From October to December 1923 he was the deputy prime minister in the government of Wincenty Witos and his adviser on behalf of the ChD. From 1924, he published the daily papers "Rzeczpospolita" and "Polonia". In 1930 he was arrested and detained in the Brest fortress together with Centre-Left deputies. After his release, he returned to Upper Silesia, where, however, as the political opponent of the voivode, Michał Grażyński, he was threatened with the prospect of being arrested again.
In the spring of 1935, in fear of reprisals, he emigrated to Czech Prague. He could not return to Poland even in 1938 for the funeral of his son Witold - the government of Prime Minister Sławoj-Składkowski refused to guarantee him safe passage. After the annexation of Czechoslovakia, he left for Germany via France. He was one of the founders of Front Morges (together with Ignacy Jan Paderewski, general Józef Haller and Wincenty Witos), and later the organiser and president of the Labour Party created by the merger of the Christian Democrats and the National Workers' Party.
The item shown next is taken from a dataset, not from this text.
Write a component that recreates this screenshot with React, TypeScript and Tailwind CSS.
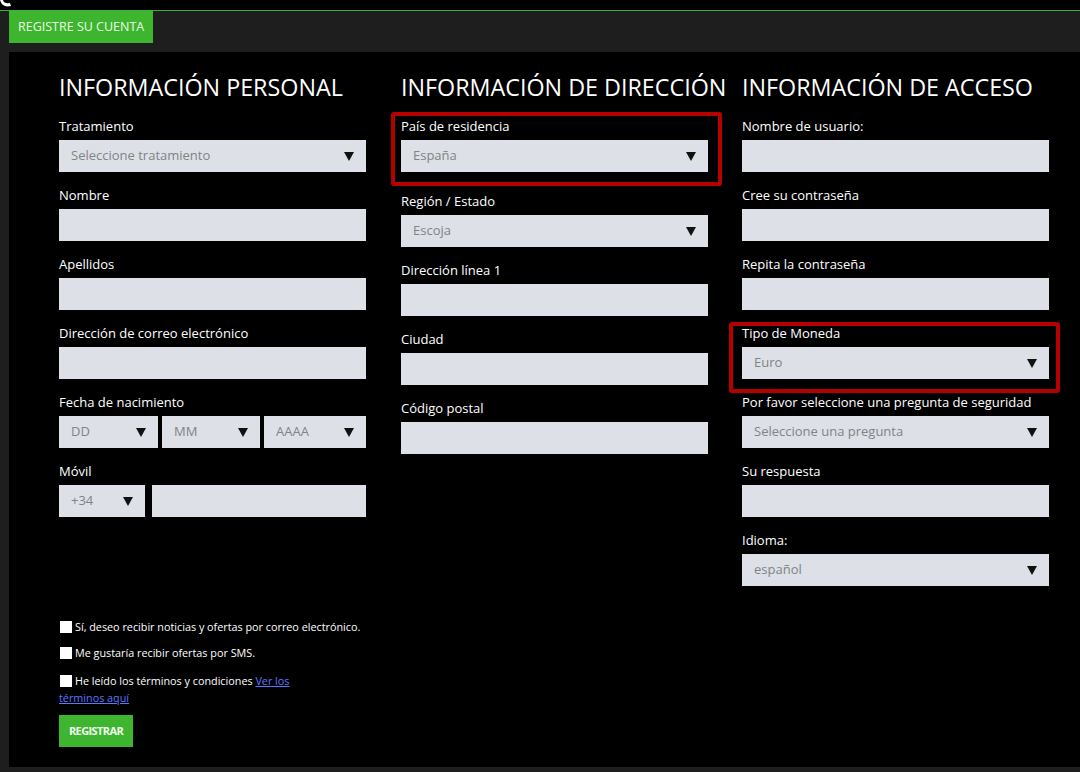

He returned to Poland in April 1939, after the denunciation by the Third Reich of its non-aggression pact with Poland, where he was arrested and imprisoned in Pawiak prison. Despite public protests, he spent almost three months there. He was released on July 20 due to severe illness. He died on August 17. The circumstances of his death are controversial. One of the hypotheses even maintains that he was poisoned by the vapours of arsenic, which were soaked in the walls of his cell.
Korfanty was laid to rest in Katowice, at the cemetery on Francuska Street. His funeral, to which thousands of people came, became an expression of support for his independence policy and a great patriotic manifestation of Silesians remembering, among other things, that the third Silesian uprising, which he led, turned out to be one of two successful Polish armed riots.